Prompt |
Leave out the pictures; transcribe all else exactly.
-- start of Given records --
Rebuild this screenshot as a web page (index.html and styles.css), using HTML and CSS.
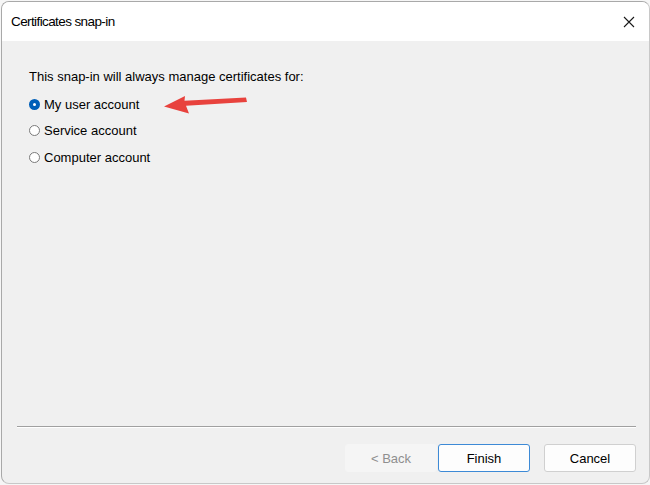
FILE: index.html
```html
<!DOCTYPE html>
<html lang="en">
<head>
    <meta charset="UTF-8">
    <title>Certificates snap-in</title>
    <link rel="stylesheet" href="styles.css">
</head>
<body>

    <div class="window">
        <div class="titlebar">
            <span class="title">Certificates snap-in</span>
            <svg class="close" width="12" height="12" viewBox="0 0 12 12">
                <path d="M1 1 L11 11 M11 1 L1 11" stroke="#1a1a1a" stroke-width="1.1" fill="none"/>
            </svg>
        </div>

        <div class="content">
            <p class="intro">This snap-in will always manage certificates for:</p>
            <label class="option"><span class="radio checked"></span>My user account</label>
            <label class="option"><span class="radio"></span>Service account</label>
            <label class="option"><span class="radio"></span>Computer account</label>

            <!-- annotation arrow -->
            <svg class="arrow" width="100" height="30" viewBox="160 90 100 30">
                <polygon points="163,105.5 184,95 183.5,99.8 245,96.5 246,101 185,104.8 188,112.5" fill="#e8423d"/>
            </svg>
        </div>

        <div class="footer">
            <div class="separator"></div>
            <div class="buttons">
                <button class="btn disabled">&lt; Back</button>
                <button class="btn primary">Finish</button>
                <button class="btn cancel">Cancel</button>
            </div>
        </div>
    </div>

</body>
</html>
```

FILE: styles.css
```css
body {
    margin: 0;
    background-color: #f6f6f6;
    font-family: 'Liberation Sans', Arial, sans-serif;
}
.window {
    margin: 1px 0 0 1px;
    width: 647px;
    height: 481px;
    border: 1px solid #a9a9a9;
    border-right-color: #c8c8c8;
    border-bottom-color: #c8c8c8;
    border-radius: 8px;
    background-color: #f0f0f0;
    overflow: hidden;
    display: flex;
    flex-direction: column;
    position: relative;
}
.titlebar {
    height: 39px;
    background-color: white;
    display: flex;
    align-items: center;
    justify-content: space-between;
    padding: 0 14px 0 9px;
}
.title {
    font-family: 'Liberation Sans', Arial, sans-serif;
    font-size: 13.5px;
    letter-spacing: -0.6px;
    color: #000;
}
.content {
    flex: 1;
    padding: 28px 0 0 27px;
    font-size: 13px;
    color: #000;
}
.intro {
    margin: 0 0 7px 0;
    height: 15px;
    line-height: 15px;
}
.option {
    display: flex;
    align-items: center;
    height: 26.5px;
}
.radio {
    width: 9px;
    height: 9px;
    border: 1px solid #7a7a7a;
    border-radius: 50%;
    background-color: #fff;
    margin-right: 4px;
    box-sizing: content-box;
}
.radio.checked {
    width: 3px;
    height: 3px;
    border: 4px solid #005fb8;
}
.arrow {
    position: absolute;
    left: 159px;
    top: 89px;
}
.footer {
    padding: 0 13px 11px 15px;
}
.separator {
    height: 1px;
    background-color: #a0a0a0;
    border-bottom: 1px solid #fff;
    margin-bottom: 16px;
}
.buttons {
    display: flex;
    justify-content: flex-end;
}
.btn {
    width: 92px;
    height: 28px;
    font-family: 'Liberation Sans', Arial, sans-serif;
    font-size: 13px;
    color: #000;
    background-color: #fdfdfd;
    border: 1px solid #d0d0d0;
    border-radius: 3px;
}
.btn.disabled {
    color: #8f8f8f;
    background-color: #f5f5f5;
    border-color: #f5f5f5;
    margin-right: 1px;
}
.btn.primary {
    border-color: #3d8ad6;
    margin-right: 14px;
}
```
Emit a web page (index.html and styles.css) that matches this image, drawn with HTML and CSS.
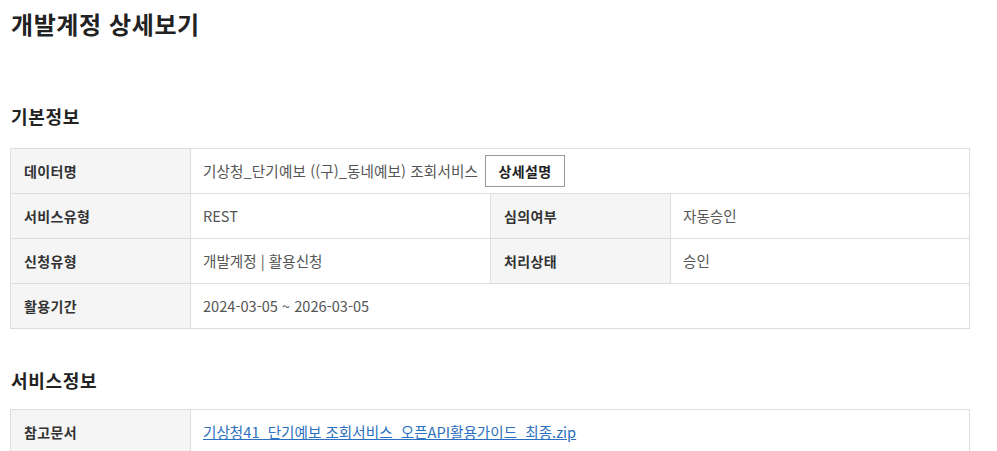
-- end of Given records --
Written answer |
Rebuild this screenshot as a web page (index.html and styles.css), using HTML and CSS.
FILE: index.html
```html
<!DOCTYPE html>
<html lang="en">
<head>
    <meta charset="UTF-8">
    <title>Certificates snap-in</title>
    <link rel="stylesheet" href="styles.css">
</head>
<body>

    <div class="window">
        <div class="titlebar">
            <span class="title">Certificates snap-in</span>
            <svg class="close" width="12" height="12" viewBox="0 0 12 12">
                <path d="M1 1 L11 11 M11 1 L1 11" stroke="#1a1a1a" stroke-width="1.1" fill="none"/>
            </svg>
        </div>

        <div class="content">
            <p class="intro">This snap-in will always manage certificates for:</p>
            <label class="option"><span class="radio checked"></span>My user account</label>
            <label class="option"><span class="radio"></span>Service account</label>
            <label class="option"><span class="radio"></span>Computer account</label>

            <!-- annotation arrow -->
            <svg class="arrow" width="100" height="30" viewBox="160 90 100 30">
                <polygon points="163,105.5 184,95 183.5,99.8 245,96.5 246,101 185,104.8 188,112.5" fill="#e8423d"/>
            </svg>
        </div>

        <div class="footer">
            <div class="separator"></div>
            <div class="buttons">
                <button class="btn disabled">&lt; Back</button>
                <button class="btn primary">Finish</button>
                <button class="btn cancel">Cancel</button>
            </div>
        </div>
    </div>

</body>
</html>
```

FILE: styles.css
```css
body {
    margin: 0;
    background-color: #f6f6f6;
    font-family: 'Liberation Sans', Arial, sans-serif;
}
.window {
    margin: 1px 0 0 1px;
    width: 647px;
    height: 481px;
    border: 1px solid #a9a9a9;
    border-right-color: #c8c8c8;
    border-bottom-color: #c8c8c8;
    border-radius: 8px;
    background-color: #f0f0f0;
    overflow: hidden;
    display: flex;
    flex-direction: column;
    position: relative;
}
.titlebar {
    height: 39px;
    background-color: white;
    display: flex;
    align-items: center;
    justify-content: space-between;
    padding: 0 14px 0 9px;
}
.title {
    font-family: 'Liberation Sans', Arial, sans-serif;
    font-size: 13.5px;
    letter-spacing: -0.6px;
    color: #000;
}
.content {
    flex: 1;
    padding: 28px 0 0 27px;
    font-size: 13px;
    color: #000;
}
.intro {
    margin: 0 0 7px 0;
    height: 15px;
    line-height: 15px;
}
.option {
    display: flex;
    align-items: center;
    height: 26.5px;
}
.radio {
    width: 9px;
    height: 9px;
    border: 1px solid #7a7a7a;
    border-radius: 50%;
    background-color: #fff;
    margin-right: 4px;
    box-sizing: content-box;
}
.radio.checked {
    width: 3px;
    height: 3px;
    border: 4px solid #005fb8;
}
.arrow {
    position: absolute;
    left: 159px;
    top: 89px;
}
.footer {
    padding: 0 13px 11px 15px;
}
.separator {
    height: 1px;
    background-color: #a0a0a0;
    border-bottom: 1px solid #fff;
    margin-bottom: 16px;
}
.buttons {
    display: flex;
    justify-content: flex-end;
}
.btn {
    width: 92px;
    height: 28px;
    font-family: 'Liberation Sans', Arial, sans-serif;
    font-size: 13px;
    color: #000;
    background-color: #fdfdfd;
    border: 1px solid #d0d0d0;
    border-radius: 3px;
}
.btn.disabled {
    color: #8f8f8f;
    background-color: #f5f5f5;
    border-color: #f5f5f5;
    margin-right: 1px;
}
.btn.primary {
    border-color: #3d8ad6;
    margin-right: 14px;
}
```
Emit a web page (index.html and styles.css) that matches this image, drawn with HTML and CSS.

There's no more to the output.